In the case of the accounts of any company whose methods of accounting are prescribed under the provisions of any law of the United States or of any State, the rules and regulations of the Commission in respect of accounts shall not be inconsistent with the requirements imposed by such law or any rule or regulation thereunder; but this provision shall not prevent the Commission from imposing such additional requirements regarding reports or accounts as it may deem necessary or appropriate in the public interest or for the protection of investors or

consumers.

Would not that cover it?

Mr. Benton. I have not before me what you just read. I invite your attention to the fact that we are not asking that any part of the authority which the bill as it stands would give be stricken out.

The CHAIRMAN. I understand that.

Mr. BENTON. We are merely asking that that shall not be taken to disable a State commission from requiring some additional information.
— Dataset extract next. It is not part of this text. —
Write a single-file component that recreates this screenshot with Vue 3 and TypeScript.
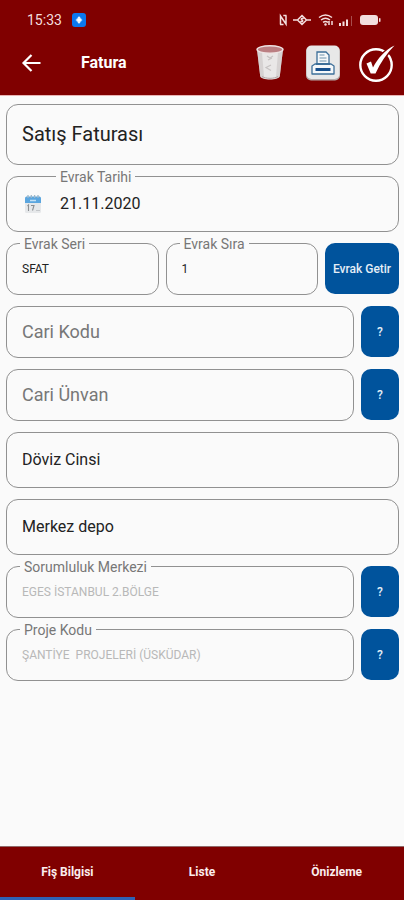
<script setup lang="ts">
import { ref } from 'vue'

interface LookupField {
  id: string
  label: string
  value: string
  disabled: boolean
}

const documentType = ref('Satış Faturası')
const documentDate = ref('21.11.2020')
const series = ref('SFAT')
const order = ref('1')
const currency = ref('Döviz Cinsi')
const warehouse = ref('Merkez depo')

const accounts = ref([
  { id: 'cari-kodu', label: 'Cari Kodu', value: '' },
  { id: 'cari-unvan', label: 'Cari Ünvan', value: '' },
])

const lookups = ref<LookupField[]>([
  { id: 'sorumluluk', label: 'Sorumluluk Merkezi', value: 'EGES İSTANBUL 2.BÖLGE', disabled: true },
  { id: 'proje', label: 'Proje Kodu', value: 'ŞANTİYE  PROJELERİ (ÜSKÜDAR)', disabled: true },
])

const tabs = ['Fiş Bilgisi', 'Liste', 'Önizleme']
const activeTab = ref(0)
</script>

<template>
  <div class="screen">
    <header class="header">
      <div class="status">
        <span class="clock">15:33</span>
        <svg width="14" height="14" viewBox="0 0 14 14" aria-hidden="true">
          <rect width="14" height="14" rx="3" fill="#0b78f0" />
          <path d="M7 3 10.500 7 7 11 3.500 7Z" fill="#a9d5ff" />
          <path d="M7 4v6M5 7h4" stroke="#fff" stroke-width="1.4" />
        </svg>
        <svg class="indicators" width="106" height="14" viewBox="0 0 106 14" fill="none" aria-hidden="true">
          <g stroke="#f3dede" stroke-width="1.5">
            <path d="M2.500 11.500V3L8 11V2.500M5.300 2.500H8.500M2 11.500h3.500" />
            <path d="M15 7h4M29 7h4M24 2.500 28.500 7 24 11.500 19.500 7Z" />
            <path d="M25.800 5.500c-2-1-3.300.700-1.800 1.500s.500 2.500-1.800 1.500" />
            <path d="M41 4.500c4-3 9-3 13 0M43 7c3-2.300 6-2.300 9 0M45 9.400c2-1.300 3-1.300 5 0M51 8v4M54 8v4" />
          </g>
          <g fill="#f3dede">
            <circle cx="47.500" cy="11.500" r="1.200" />
            <path d="M61 10h2v3h-2zM64.500 8.500h2V13h-2zM68 6.500h2V13h-2z" />
            <path d="M73 3h1v10h-1z" opacity=".35" />
            <rect x="82" y="2" width="18" height="10" rx="3" />
            <rect x="101" y="5" width="1.500" height="4" rx=".7" />
          </g>
        </svg>
      </div>
      <div class="appbar">
        <button class="icon-button" type="button" aria-label="Geri">
          <svg width="20" height="20" viewBox="0 0 20 20" fill="none" stroke="#fff" stroke-width="2.200">
            <path d="M19.500 10H3M10.500 2 2.500 10l8 8" />
          </svg>
        </button>
        <h1 class="title">Fatura</h1>
        <div class="actions">
          <button class="icon-button" type="button" aria-label="Sil">
            <svg width="28" height="36" viewBox="0 0 28 36">
              <path d="M1 4.500 4.200 31c.3 4.600 19.300 4.600 19.600 0L27 4.500Z" fill="#e9e7e7" />
              <path d="M1 4.500 4.200 31c.1 1.300 1.600 2.300 4 2.900L6 7ZM27 4.500 23.800 31c-.1 1.300-1.600 2.300-4 2.900L22 7Z" fill="#c9c5c5" opacity=".6" />
              <ellipse cx="14" cy="4.500" rx="13" ry="3.700" fill="#bb7f83" stroke="#eee4e4" stroke-width="1.400" />
              <path d="m11 11 3 2 3-2M12 15l4-2M15 20l-5 2.500 5 3" fill="none" stroke="#c6c2c2" stroke-width="1.200" />
              <path d="M6 31.500c4 2.400 12 2.400 16 0" fill="none" stroke="#b1a6a6" />
            </svg>
          </button>
          <button class="icon-button" type="button" aria-label="Yazdır">
            <svg width="34" height="36" viewBox="0 0 34 36" fill="none">
              <rect y="1" width="34" height="34.500" rx="5" fill="#b5aaa9" />
              <rect x=".5" y=".5" width="33" height="33.500" rx="5" fill="#e8e8e8" />
              <path d="M11 20V7h9l3 3v10" fill="#f5f8fa" stroke="#3d6f99" stroke-width="1.300" />
              <path d="M13.500 10h5M13.500 13h7M13.500 16h7" stroke="#6f91ab" stroke-width="1.200" />
              <path d="M9 19h16l3 2v8H6v-8Z" fill="#f5f8fa" stroke="#3d6f99" stroke-width="1.300" stroke-linejoin="round" />
              <path d="M10 19h14" stroke="#3d6f99" stroke-width="2" />
              <path d="M9.500 24.500h15" stroke="#164f8c" stroke-width="3" />
            </svg>
          </button>
          <button class="icon-button confirm" type="button" aria-label="Onayla">
            <svg width="38" height="38" viewBox="0 0 38 38">
              <circle cx="18" cy="21" r="15.700" fill="none" stroke="#fff" stroke-width="2.400" />
              <path d="M8.500 19.500 13 17.500l2 6C20 14 27 6 36.500 1.500 29 9 22.500 18.500 17.500 29.500h-4.800Z" fill="#fff" stroke="#800000" stroke-width="3" paint-order="stroke" />
            </svg>
          </button>
        </div>
      </div>
    </header>

    <main class="form">
      <div class="field type-field">
        <select v-model="documentType" class="control type" aria-label="Evrak tipi">
          <option>Satış Faturası</option>
        </select>
      </div>

      <div class="field medium date-field">
        <label class="caption" for="tarih">Evrak Tarihi</label>
        <svg class="calendar" width="16" height="18" viewBox="0 0 16 18" aria-hidden="true">
          <rect y="2" width="16" height="16" rx="1.500" fill="#e6e8ea" />
          <path d="M0 8V3.500C0 2 1 1.500 2 1.500h12c1 0 2 .5 2 2V8Z" fill="#5ba6df" />
          <path d="M3 0v3M6.300 0v3M9.600 0v3M13 0v3" stroke="#9fb7c8" stroke-width="1.300" />
          <path d="M5 5.500h6" stroke="#c3e1f6" stroke-width="1.500" />
          <path d="m2.500 11 1-1v6M6 10.500h3l-1.500 5" fill="none" stroke="#8b8f93" stroke-width="1.100" />
          <path d="M11 15.500h4" stroke="#c4c7ca" />
        </svg>
        <input id="tarih" v-model="documentDate" class="control" type="text" />
      </div>

      <div class="row">
        <div class="field">
          <label class="caption" for="seri">Evrak Seri</label>
          <input id="seri" v-model="series" class="control small" type="text" />
        </div>
        <div class="field">
          <label class="caption" for="sira">Evrak Sıra</label>
          <input id="sira" v-model="order" class="control small" type="text" />
        </div>
        <button class="action fetch" type="button">Evrak Getir</button>
      </div>

      <div v-for="account in accounts" :key="account.id" class="row">
        <div class="field">
          <input
            :id="account.id"
            v-model="account.value"
            class="control large"
            type="text"
            :placeholder="account.label"
            :aria-label="account.label"
          />
        </div>
        <button class="action lookup" type="button" :aria-label="account.label + ' ara'">?</button>
      </div>

      <div class="field medium">
        <select v-model="currency" class="control" aria-label="Döviz cinsi">
          <option>Döviz Cinsi</option>
        </select>
      </div>
      <div class="field medium">
        <select v-model="warehouse" class="control" aria-label="Depo">
          <option>Merkez depo</option>
        </select>
      </div>

      <div v-for="item in lookups" :key="item.id" class="row">
        <div class="field">
          <label class="caption" :for="item.id">{{ item.label }}</label>
          <input :id="item.id" v-model="item.value" class="control small" type="text" :disabled="item.disabled" />
        </div>
        <button class="action lookup" type="button" :aria-label="item.label + ' ara'">?</button>
      </div>
    </main>

    <nav class="tabs">
      <button
        v-for="(tab, index) in tabs"
        :key="tab"
        type="button"
        class="tab"
        :class="{ active: index === activeTab }"
        @click="activeTab = index"
      >
        {{ tab }}
      </button>
    </nav>
  </div>
</template>

<style>
body {
  margin: 0;
  background: #fafafa;
}
</style>

<style scoped>
.screen {
  display: flex;
  flex-direction: column;
  min-height: 100vh;
  background: #fafafa;
  color: #222;
  font-family: Roboto, 'Liberation Sans', sans-serif;
}

button,
input,
select {
  box-sizing: border-box;
  margin: 0;
  border: 0;
  font-family: inherit;
}

.header {
  background: #800000;
  color: #fff;
  border-bottom: 1px solid #e8b4b4;
}

.status {
  display: flex;
  align-items: center;
  gap: 10px;
  padding: 12px 20px 12px 27px;
}

.clock {
  color: #f3dede;
  font-size: 14px;
  line-height: 16px;
}

.indicators {
  margin-left: auto;
}

.appbar {
  display: flex;
  align-items: center;
  padding: 4px 8px 13px 21px;
}

.icon-button {
  display: flex;
  padding: 0;
  background: none;
  cursor: pointer;
}

.title {
  margin: 0 0 0 40px;
  font-size: 16px;
  line-height: 24px;
  font-weight: 700;
}

.actions {
  display: flex;
  align-items: center;
  gap: 22px;
  margin-left: auto;
}

.confirm {
  margin-left: -4px;
}

.form {
  display: flex;
  flex: 1;
  flex-direction: column;
  gap: 11px;
  padding: 8px 5px 11px 6px;
}

.row {
  display: flex;
  gap: 7px;
}

.field {
  position: relative;
  box-sizing: border-box;
  display: flex;
  flex: 1;
  align-items: center;
  min-width: 0;
  height: 52px;
  border: 1px solid #919191;
  border-radius: 12px;
}

.form > .field {
  flex: none;
}

.medium {
  height: 56px;
}

.type-field {
  height: 61px;
}

.caption {
  position: absolute;
  top: -8px;
  left: 13px;
  padding: 0 4px;
  background: #fafafa;
  color: #777;
  font-size: 14px;
  line-height: 16px;
}

.date-field .caption {
  left: 49px;
}

.calendar {
  flex: none;
  margin-left: 18px;
}

.control {
  flex: 1;
  width: 100%;
  min-width: 0;
  height: 100%;
  padding: 0 15px 1px;
  appearance: none;
  outline: none;
  background: transparent;
  color: #222;
  font-size: 16px;
}

.date-field .control {
  padding-left: 19px;
}

.type {
  font-size: 20px;
}

.large {
  font-size: 18px;
}

.small {
  font-size: 12px;
}

.control::placeholder {
  color: #777;
  opacity: 1;
}

.control:disabled {
  color: #b8b8b8;
}

.action {
  height: 51px;
  padding: 0;
  border-radius: 10px;
  background: #00539c;
  color: #e4eef7;
  font-size: 12px;
  font-weight: 500;
  cursor: pointer;
}

.fetch {
  width: 74px;
}

.lookup {
  width: 38px;
}

.tabs {
  display: flex;
  height: 53px;
  border-top: 1px solid #8f6a6a;
  background: #800000;
}

.tab {
  flex: 1;
  padding: 0;
  border-bottom: 3px solid transparent;
  background: none;
  color: #fbeeee;
  font-size: 12px;
  font-weight: 700;
  cursor: pointer;
}

.tab.active {
  border-bottom-color: #2f62b5;
}
</style>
The CHAIRMAN. As a matter of fact, it seems to me it would be a good thing for the utilities and for everybody else if they had one system of accounting all over the United States. However, the bill

, on page 69, line 9, if you have read that, apparently takes care of it. Evidently your committee had not read it. Otherwise they would not have asked for this provision, because it says (reading]:

In the case of the accounts of any company whose methods of accounting are prescribed under the provisions of any law of the United States or of any State the rules and regulations of the Commission in respect of accounts shall not be inconsistent with the requirements imposed by such law or any rule or regulation thereunder; but this provision shall not prevent the Commission from imposing such additional requirements regarding reports or accounts as it may deem necessary or appropriate in the public interest or for the protection of investors or consumers.